Camino descalzo por este desierto cubierto de ceniza. Recuerdo entonces que soy niño, que soy hijo, que soy necesitado. Y que tengo una nostalgia de infinito pegada al alma.
Al recibir la ceniza escucho que soy polvo y que en polvo me convertiré. Y entonces dejo de afanarme por tantas cosas que me quitan la paz.
Descansaré en Dios
¿Para qué me agobio tanto? Cada día tiene su propio afán. No quiero vivir preocupado porque tiendo hacia Dios y un día descansaré en sus brazos.
Ese pensamiento me libera de esta vida que quiere presionarme para que venza siempre y llegue a la meta antes que ninguno. La vida son dos días y quiero vivirlos con alegría, sin miedo, sin angustias.
Saber que soy polvo me recuerda que mi vida está en las manos de Dios, que no tengo el timón de mis días, que no soy todopoderoso, sino que he renunciado al poder desde mi cuna.
Esa sensación de pequeñez me hace alzar la mirada al cielo y suplicarle a Dios que me sostenga, que no puedo luchar contra mis propios demonios. Esos que habitan dentro de mi alma, esos que me hacen levantarme con ira cada vez que la cosas no son como yo pensaba.
La pequeñez es la condición de hijo que he recibido desde que nací. Si soy hijo necesito a un Padre todopoderoso que me dé la vida. Y como soy pequeño necesito la fuerza de esta ceniza que me recuerda quién soy.

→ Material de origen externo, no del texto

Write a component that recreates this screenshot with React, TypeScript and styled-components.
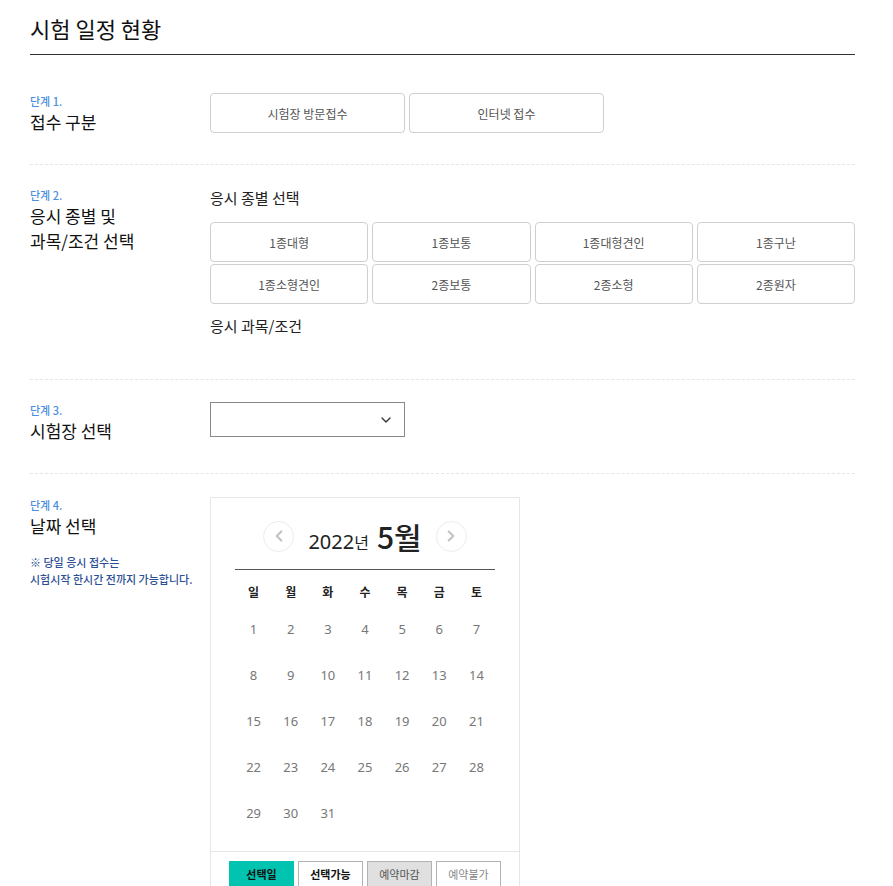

Comenta Albert Espinosa:
«Dentro de cualquier pequeño cobarde hay un gran valiente. Todo saldrá bien. Si la contemplas de cerca la vida a veces no tiene sentido. Hay que alejarse un poco y contemplarla desde lejos, con una gran sonrisa».
Una perspectiva de eternidad
La Cuaresma me ayuda a alejarme un poco de mi vida para contemplarla con sentido. En ese arco que lleva de mi nacimiento a la muerte. Entonces los problemas no son tan graves. Y la vida es mucho más que el miedo presente.
Sólo necesito creer más en Jesús, en su Palabra y cambiar de vida, crecer, ser mejor. Para eso se me regala este tiempo.
Y la ceniza sólo me bendice. Es como esa mirada de Dios que se posa sobre mí para decirme lo valioso que soy ante sus ojos. No soy nada, soy pequeño y a la vez soy el tesoro más grande que puede contemplar Dios.
Por eso se ensancha mi corazón con la ceniza. Decía el papa Francisco:
«La esperanza es audaz, sabe mirar más allá de la comodidad personal, de las pequeñas seguridades y compensaciones que estrechan el horizonte, para abrirse a grandes ideales que hacen la vida más bella y digna«.
La ceniza me enseña a no estrechar mi horizonte. Lo abro, es mucho más amplio. Estoy hecho para el cielo mientras camino sobre el polvo del desierto rumbo a la Pascua.